Amalie Oil Company
- Founded: 1903; 123 years ago in Franklin, Pennsylvania
- Headquarters: Tampa, Florida, United States
- Website: www.amalie.com

= Amalie Oil Company =

American company that manufactures automotive fluids

 Amalie Oil Company is an American company that manufactures various weights of motor oil, synthetic oil, transmission fluid, and other automotive fluids. The company was founded in Franklin, Pennsylvania, in 1903, giving rise to its current slogan "Better than it has to be... Since 1903."

The company was the first to sell multi-grade motor oil and is currently North America's largest private, independent blender of motor oils and industrial lubricants. Amalie primarily produces private label products for companies such as Walmart, O'Reilly Auto Parts, Advance Auto Parts, Carquest and AutoZone but is starting to sell its own branded products more widely. The company also owns the Wolf's Head brand.

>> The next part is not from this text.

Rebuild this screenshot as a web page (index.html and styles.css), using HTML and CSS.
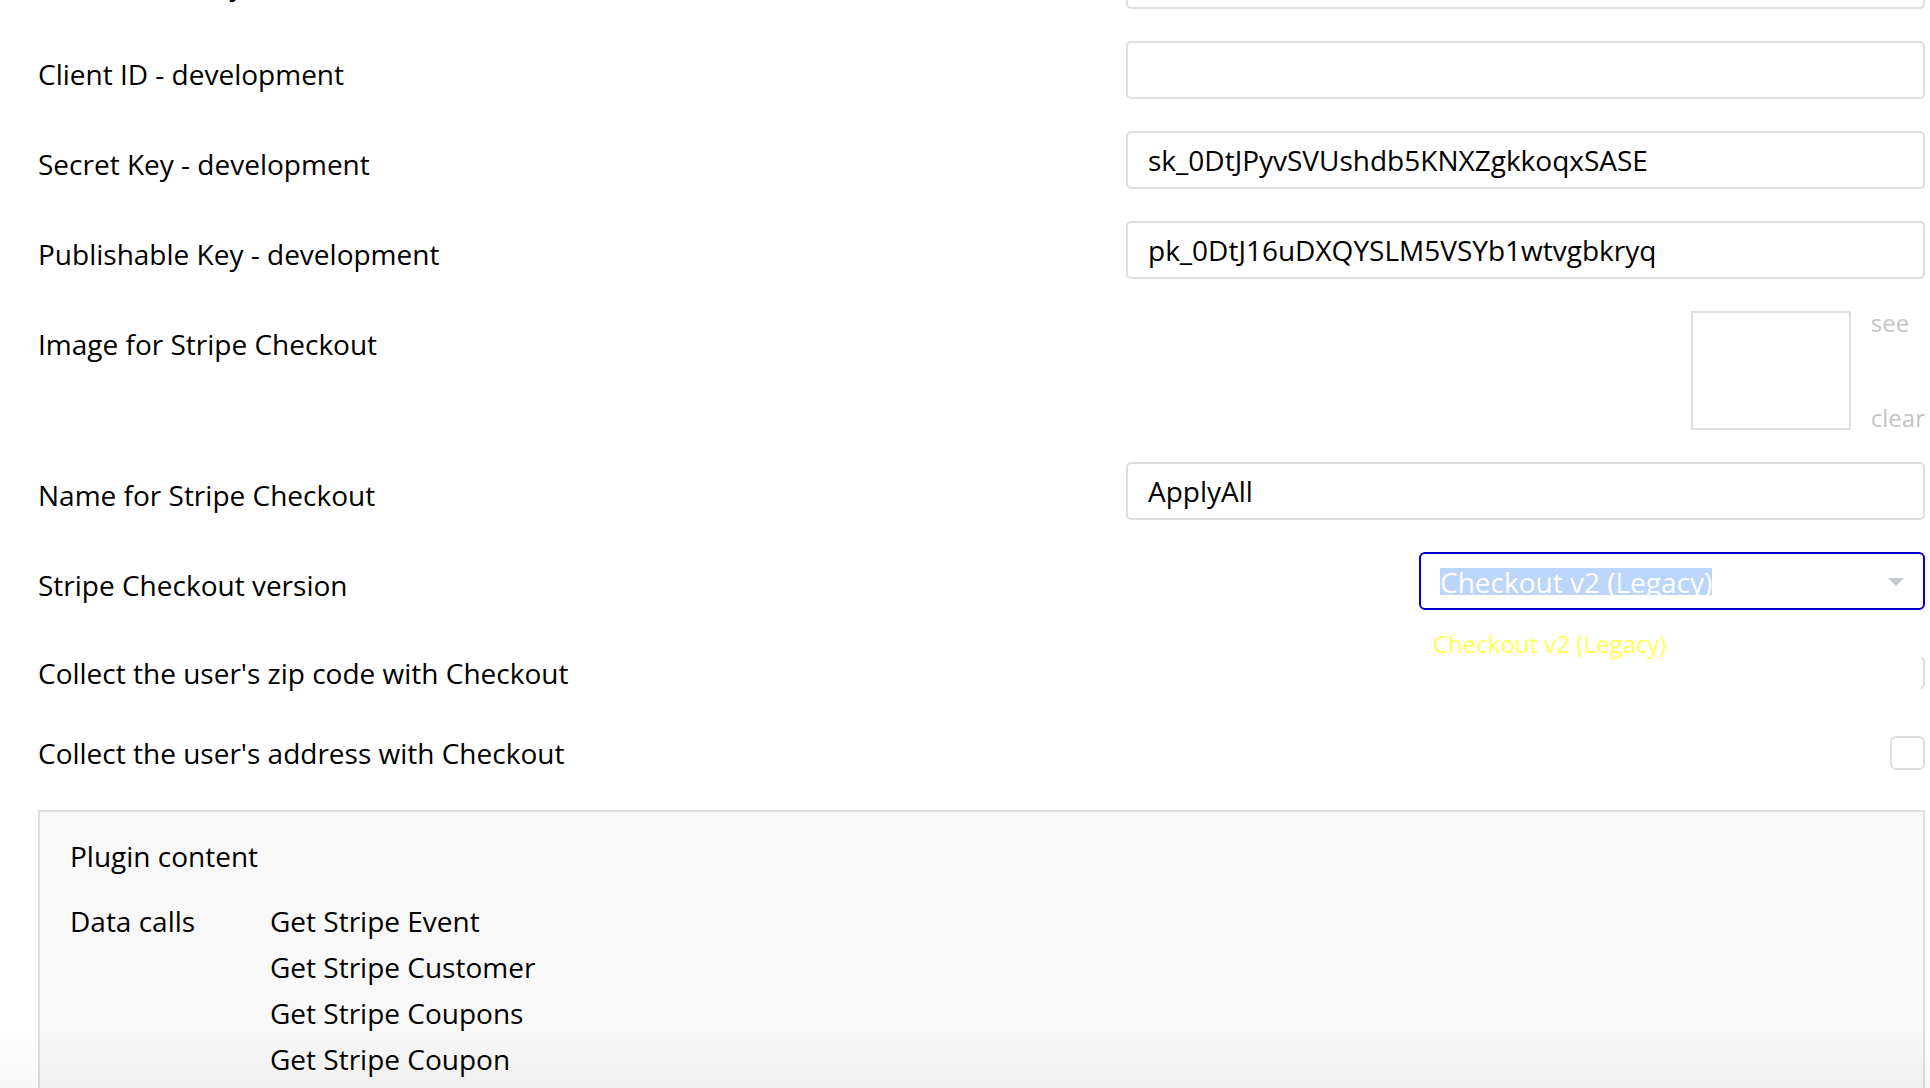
FILE: index.html
```html
<!DOCTYPE html>
<html>
<head>
    <title>Stripe Plugin Settings</title>
    <link rel="stylesheet" href="styles.css">
</head>
<body>
    <div class="settings">
        <div class="row">
            <div class="label">Publishable Key - live</div>
            <input class="text-input" type="text" value="">
        </div>
        <div class="row">
            <div class="label">Client ID - development</div>
            <input class="text-input" type="text" value="">
        </div>
        <div class="row">
            <div class="label">Secret Key - development</div>
            <input class="text-input" type="text" value="sk_0DtJPyvSVUshdb5KNXZgkkoqxSASE">
        </div>
        <div class="row">
            <div class="label">Publishable Key - development</div>
            <input class="text-input" type="text" value="pk_0DtJ16uDXQYSLM5VSYb1wtvgbkryq">
        </div>
        <div class="row row-top">
            <div class="label label-top">Image for Stripe Checkout</div>
            <div class="image-picker">
                <div class="image-box"></div>
                <div class="image-links">
                    <span>see</span>
                    <span>clear</span>
                </div>
            </div>
        </div>
        <div class="row">
            <div class="label">Name for Stripe Checkout</div>
            <input class="text-input" type="text" value="ApplyAll">
        </div>
        <div class="row">
            <div class="label">Stripe Checkout version</div>
            <div class="dropdown">
                <div class="select">
                    <span class="select-value">Checkout v2 (Legacy)</span>
                    <span class="caret"></span>
                </div>
                <div class="dropdown-menu">
                    <div class="dropdown-option">Checkout v2 (Legacy)</div>
                </div>
            </div>
        </div>
        <div class="row check-row">
            <div class="label">Collect the user's zip code with Checkout</div>
            <div class="checkbox"></div>
        </div>
        <div class="row check-row">
            <div class="label">Collect the user's address with Checkout</div>
            <div class="checkbox"></div>
        </div>
        <div class="plugin-content">
            <div class="plugin-title">Plugin content</div>
            <div class="plugin-group">
                <div class="group-name">Data calls</div>
                <ul class="group-items">
                    <li>Get Stripe Event</li>
                    <li>Get Stripe Customer</li>
                    <li>Get Stripe Coupons</li>
                    <li>Get Stripe Coupon</li>
                </ul>
            </div>
        </div>
    </div>
    <div class="bottom-fade"></div>
</body>
</html>
```

FILE: styles.css
```css
body {
    margin: 0;
    padding: 0;
    background-color: #fff;
    font-family: 'Open Sans', 'Noto Sans', sans-serif;
    font-size: 28px;
    color: #000;
    overflow: hidden;
}
.settings {
    margin-top: -49px;
    padding: 0 5px 0 38px;
}
.row {
    display: flex;
    justify-content: space-between;
    align-items: center;
    margin-bottom: 32px;
}
.row-top {
    align-items: flex-start;
}
.label {
    line-height: 38px;
    padding-top: 7px;
}
.label-top {
    padding-top: 14px;
}
.text-input {
    box-sizing: border-box;
    width: 799px;
    height: 58px;
    margin: 0;
    padding: 0 20px;
    border: 2px solid #dedede;
    border-radius: 5px;
    font-family: 'Open Sans', 'Noto Sans', sans-serif;
    font-size: 28px;
    color: #000;
    background-color: #fff;
    outline: none;
}
.image-picker {
    display: flex;
    align-items: stretch;
    gap: 20px;
}
.image-box {
    box-sizing: border-box;
    width: 160px;
    height: 119px;
    border: 2px solid #dedede;
}
.image-links {
    display: flex;
    flex-direction: column;
    justify-content: space-between;
    font-size: 24px;
    line-height: 24px;
    color: #c4c4c4;
}
.dropdown {
    position: relative;
    width: 506px;
}
.select {
    box-sizing: border-box;
    height: 58px;
    display: flex;
    align-items: center;
    justify-content: space-between;
    padding: 0 19px 0 19px;
    border: 2px solid #0000cc;
    border-radius: 6px;
    background-color: #fff;
}
.select-value {
    display: inline-block;
    height: 27px;
    line-height: 28px;
    overflow: hidden;
    color: #fff;
    background-color: #bcd6fb;
    margin-top: 1px;
}
.caret {
    width: 0;
    height: 0;
    border-left: 8px solid transparent;
    border-right: 8px solid transparent;
    border-top: 8px solid #c5c9cd;
    margin-top: 2px;
}
.dropdown-menu {
    position: absolute;
    top: 100%;
    left: 0;
    width: 502px;
    padding: 17px 14px 36px;
    box-sizing: border-box;
    background-color: #fff;
    z-index: 2;
}
.dropdown-option {
    font-size: 24px;
    line-height: 33px;
    color: #ffff55;
}
.check-row {
    padding-top: 14px;
}
.check-row .label {
    padding: 3px 0;
    line-height: 28px;
}
.checkbox {
    box-sizing: border-box;
    width: 35px;
    height: 34px;
    border: 2px solid #dedede;
    border-radius: 6px;
    background-color: #fff;
}
.plugin-content {
    margin-top: 40px;
    border: 2px solid #e0e0e0;
    background-color: #f8f8f8;
    padding: 25px 30px 40px;
}
.plugin-title {
    line-height: 38px;
    margin-bottom: 23px;
}
.plugin-group {
    display: grid;
    grid-template-columns: 200px 1fr;
    line-height: 46px;
}
.group-items {
    list-style: none;
    margin: 0;
    padding: 0;
}
.bottom-fade {
    position: fixed;
    left: 0;
    right: 0;
    bottom: 0;
    height: 60px;
    background: linear-gradient(to bottom, rgba(0, 0, 0, 0), rgba(0, 0, 0, 0.035));
    pointer-events: none;
}
```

The company is currently run by the Barkett family. The Barketts entered the motor oil business by buying Petroleum Packers, a company in Port Tampa Bay, in 1977. In 1997 the Barketts acquired Amalie Oil from Sun Oil Company and merged Petroleum Packers into Amalie. The combined company has been headquartered in Tampa, Florida, since 1998. As the company attempts to increase its brand awareness, it has become increasingly visible in the Tampa Bay area. Since 2011 Amalie has been the home field sponsor of the Tampa Bay Storm of the Arena Football League. From 2014 to 2025, Amalie had the naming rights to the then Tampa Bay Times Forum and the Forum was renamed Amalie Arena. The company is also a sponsor of the arena's tenants the Tampa Bay Lightning of the NHL and the Tampa Bay Storm. The company is also the title sponsor of the Gatornationals and a sponsor of the National Hot Rod Association.